Faz lembrar as aulas de português, cujas carteiras as nossas mãos sabiam de cor. Cada sulco, um desespero, ou apenas um despreocupado passar do tempo; mutatis mutandis...mutante. Lembro-me de sentir o contraplacado liso e fresco debaixo dos papéis deixados ao sabor de uma bic, o barulho leve da esfera que me trazia as respostas que procurava, mais ou menos caoticamente num enunciado que li sempre demasiado rápido. Agora, como então, muito pouco académica. Agora, como então, demasiadas frases interrogativas. Agora, como então, raciocínios de demasiadas páginas.
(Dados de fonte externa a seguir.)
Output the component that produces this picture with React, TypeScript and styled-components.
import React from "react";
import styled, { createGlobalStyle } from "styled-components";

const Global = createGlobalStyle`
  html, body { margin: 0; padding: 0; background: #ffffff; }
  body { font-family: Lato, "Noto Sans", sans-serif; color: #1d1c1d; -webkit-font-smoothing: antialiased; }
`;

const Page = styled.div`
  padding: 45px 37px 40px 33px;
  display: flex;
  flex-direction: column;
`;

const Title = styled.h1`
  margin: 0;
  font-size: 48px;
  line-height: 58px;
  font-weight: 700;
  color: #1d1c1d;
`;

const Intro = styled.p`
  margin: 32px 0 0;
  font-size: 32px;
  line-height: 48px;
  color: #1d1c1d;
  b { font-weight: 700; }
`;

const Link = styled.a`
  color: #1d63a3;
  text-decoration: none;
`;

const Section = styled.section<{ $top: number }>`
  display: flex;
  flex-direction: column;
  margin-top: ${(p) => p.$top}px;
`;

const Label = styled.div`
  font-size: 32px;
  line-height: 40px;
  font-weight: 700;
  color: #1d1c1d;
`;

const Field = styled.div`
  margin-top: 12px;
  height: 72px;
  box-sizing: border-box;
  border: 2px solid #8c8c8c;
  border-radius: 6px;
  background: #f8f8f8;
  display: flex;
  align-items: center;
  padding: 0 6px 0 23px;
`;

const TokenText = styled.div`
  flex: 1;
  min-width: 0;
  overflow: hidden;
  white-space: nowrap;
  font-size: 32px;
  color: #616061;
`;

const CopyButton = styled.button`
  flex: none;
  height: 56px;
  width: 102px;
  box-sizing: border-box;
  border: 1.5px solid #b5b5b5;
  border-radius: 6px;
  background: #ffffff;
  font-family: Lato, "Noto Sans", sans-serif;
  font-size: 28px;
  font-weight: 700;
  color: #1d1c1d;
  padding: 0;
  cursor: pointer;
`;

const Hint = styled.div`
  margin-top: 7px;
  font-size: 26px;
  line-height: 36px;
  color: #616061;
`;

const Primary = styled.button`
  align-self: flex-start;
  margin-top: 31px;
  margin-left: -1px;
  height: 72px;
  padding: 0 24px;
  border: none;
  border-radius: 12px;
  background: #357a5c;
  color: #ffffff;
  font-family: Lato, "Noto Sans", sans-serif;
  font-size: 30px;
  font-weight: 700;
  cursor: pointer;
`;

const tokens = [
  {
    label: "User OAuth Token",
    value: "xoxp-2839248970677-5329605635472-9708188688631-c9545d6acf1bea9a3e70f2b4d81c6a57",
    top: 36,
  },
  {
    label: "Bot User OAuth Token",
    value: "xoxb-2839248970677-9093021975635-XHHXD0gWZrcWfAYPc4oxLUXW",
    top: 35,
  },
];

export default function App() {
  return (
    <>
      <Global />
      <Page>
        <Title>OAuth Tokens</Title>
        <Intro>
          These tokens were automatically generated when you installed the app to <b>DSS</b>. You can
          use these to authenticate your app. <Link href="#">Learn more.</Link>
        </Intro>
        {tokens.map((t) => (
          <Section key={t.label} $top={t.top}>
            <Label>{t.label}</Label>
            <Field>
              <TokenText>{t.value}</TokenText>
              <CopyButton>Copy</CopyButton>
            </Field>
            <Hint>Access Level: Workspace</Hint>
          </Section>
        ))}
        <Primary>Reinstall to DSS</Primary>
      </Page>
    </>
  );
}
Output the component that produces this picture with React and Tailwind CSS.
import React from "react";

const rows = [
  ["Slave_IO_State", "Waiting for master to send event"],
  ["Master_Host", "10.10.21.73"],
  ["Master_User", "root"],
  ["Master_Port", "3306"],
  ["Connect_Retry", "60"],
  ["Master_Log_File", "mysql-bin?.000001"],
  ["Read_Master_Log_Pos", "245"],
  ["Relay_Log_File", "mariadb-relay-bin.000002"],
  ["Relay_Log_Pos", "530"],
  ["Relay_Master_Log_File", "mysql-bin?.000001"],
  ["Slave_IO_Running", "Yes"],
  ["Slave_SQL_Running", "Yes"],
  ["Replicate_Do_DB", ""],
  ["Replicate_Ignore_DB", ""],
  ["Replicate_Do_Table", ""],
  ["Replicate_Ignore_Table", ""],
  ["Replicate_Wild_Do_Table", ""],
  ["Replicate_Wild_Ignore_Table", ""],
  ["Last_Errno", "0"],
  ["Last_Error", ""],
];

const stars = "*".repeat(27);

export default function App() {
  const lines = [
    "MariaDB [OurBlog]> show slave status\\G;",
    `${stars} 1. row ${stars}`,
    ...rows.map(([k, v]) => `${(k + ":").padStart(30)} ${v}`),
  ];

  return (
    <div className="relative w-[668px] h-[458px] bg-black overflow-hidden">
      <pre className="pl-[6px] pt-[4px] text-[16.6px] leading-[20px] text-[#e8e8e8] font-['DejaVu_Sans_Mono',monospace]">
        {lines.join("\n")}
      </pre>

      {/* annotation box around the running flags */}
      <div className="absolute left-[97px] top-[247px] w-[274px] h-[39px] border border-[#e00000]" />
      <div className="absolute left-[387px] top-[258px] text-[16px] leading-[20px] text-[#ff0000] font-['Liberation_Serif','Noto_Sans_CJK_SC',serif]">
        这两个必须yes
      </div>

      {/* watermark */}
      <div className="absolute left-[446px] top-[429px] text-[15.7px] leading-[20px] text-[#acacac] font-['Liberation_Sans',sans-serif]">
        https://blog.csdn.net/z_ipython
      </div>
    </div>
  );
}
Duas dezenas e meio de anos e muitos parágrafos depois, substitui a esfera por quadrados electrónicos. Creio que já nem seria capaz de desenhar decentemente três ou quatro linhas na melhor letra trabalhada à sombra da do meu pai, arisca e apressada.Era uma letra com vergonha de ser descoberta, a dele. E aquilo fascinava-me.
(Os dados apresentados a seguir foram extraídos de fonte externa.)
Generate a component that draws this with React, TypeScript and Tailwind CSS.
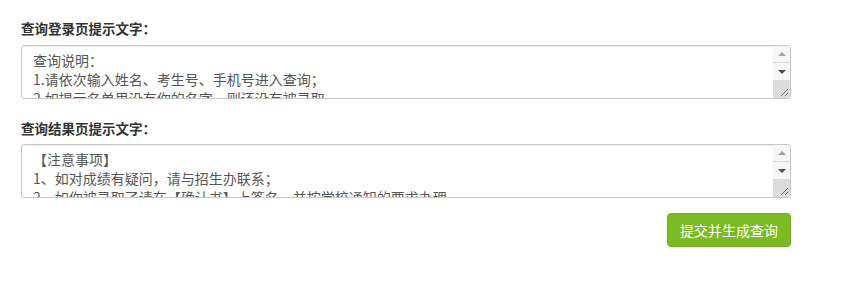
import { useState } from "react";

const font = { fontFamily: '"Microsoft YaHei", "Noto Sans CJK SC", "Liberation Sans", sans-serif' };

function FakeScrollbar() {
  return (
    <div className="w-[17px] h-full flex flex-col shrink-0 bg-[#f0f0f0]">
      <div className="h-[17px] flex items-center justify-center bg-[#f7f7f7] border-b border-[#dcdcdc]">
        <div className="w-0 h-0 border-l-[4px] border-r-[4px] border-b-[4px] border-l-transparent border-r-transparent border-b-[#a3a3a3]" />
      </div>
      <div className="h-[17px] flex items-center justify-center bg-[#f7f7f7]">
        <div className="w-0 h-0 border-l-[4px] border-r-[4px] border-t-[4px] border-l-transparent border-r-transparent border-t-[#505050]" />
      </div>
      <div className="flex-1 bg-[#dcdcdc] relative">
        <svg className="absolute right-[1px] bottom-[1px]" width="10" height="10" viewBox="0 0 10 10">
          <line x1="9" y1="2" x2="2" y2="9" stroke="#6d6d6d" strokeWidth="1" />
          <line x1="9" y1="6" x2="6" y2="9" stroke="#6d6d6d" strokeWidth="1" />
        </svg>
      </div>
    </div>
  );
}

function TipBox({ value, onChange }: { value: string; onChange: (v: string) => void }) {
  return (
    <div className="h-[54px] w-full flex border border-[#c8c8c8] rounded-[3px] overflow-hidden shadow-[inset_0_1px_1px_rgba(0,0,0,0.075)] bg-white">
      <textarea
        className="flex-1 h-full pl-[11px] pr-[4px] py-[5px] text-[14px] leading-[19px] text-[#555] overflow-hidden resize-none outline-none bg-transparent"
        value={value}
        onChange={(e) => onChange(e.target.value)}
      />
      <FakeScrollbar />
    </div>
  );
}

export default function App() {
  const [loginTip, setLoginTip] = useState(
    "查询说明：\n1.请依次输入姓名、考生号、手机号进入查询；\n2.如提示名单里没有你的名字，则还没有被录取。"
  );
  const [resultTip, setResultTip] = useState(
    "【注意事项】\n1、如对成绩有疑问，请与招生办联系；\n2、如你被录取了请在【确认书】上签名，并按学校通知的要求办理。"
  );

  return (
    <div className="w-[849px] h-[282px] bg-white text-[#333]" style={font}>
      <div className="w-[770px] ml-[21px] pt-[18px] flex flex-col">
        {/* 登录页 */}
        <label className="text-[13.5px] font-bold leading-[20px] h-[20px]">查询登录页提示文字：</label>
        <div className="mt-[7px]">
          <TipBox value={loginTip} onChange={setLoginTip} />
        </div>

        {/* 结果页 */}
        <label className="mt-[19px] text-[13.5px] font-bold leading-[20px] h-[20px]">查询结果页提示文字：</label>
        <div className="mt-[6px]">
          <TipBox value={resultTip} onChange={setResultTip} />
        </div>

        <div className="flex justify-end mt-[15px]">
          <button className="h-[34px] w-[124px] rounded-[4px] bg-[#7cbb24] border border-[#72ad1f] text-white text-[14px]">
            提交并生成查询
          </button>
        </div>
      </div>
    </div>
  );
}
Passamos demasiado tempo a perguntar porquê sem querer a verdadeira resposta. Passamos demasiado tempo a pensar que estamos muito longe do bipolarismo adolescente e que agora somos pessoas, ou personas, adultas. Passamos demasiado tempo a esconder que queremos exactamente o mesmo que queríamos há uma ou duas décadas, mas que se torna cada vez mais dificil e cínico consegui-lo. Sinos, há quem os ouça. Dobrar, dobramos todos.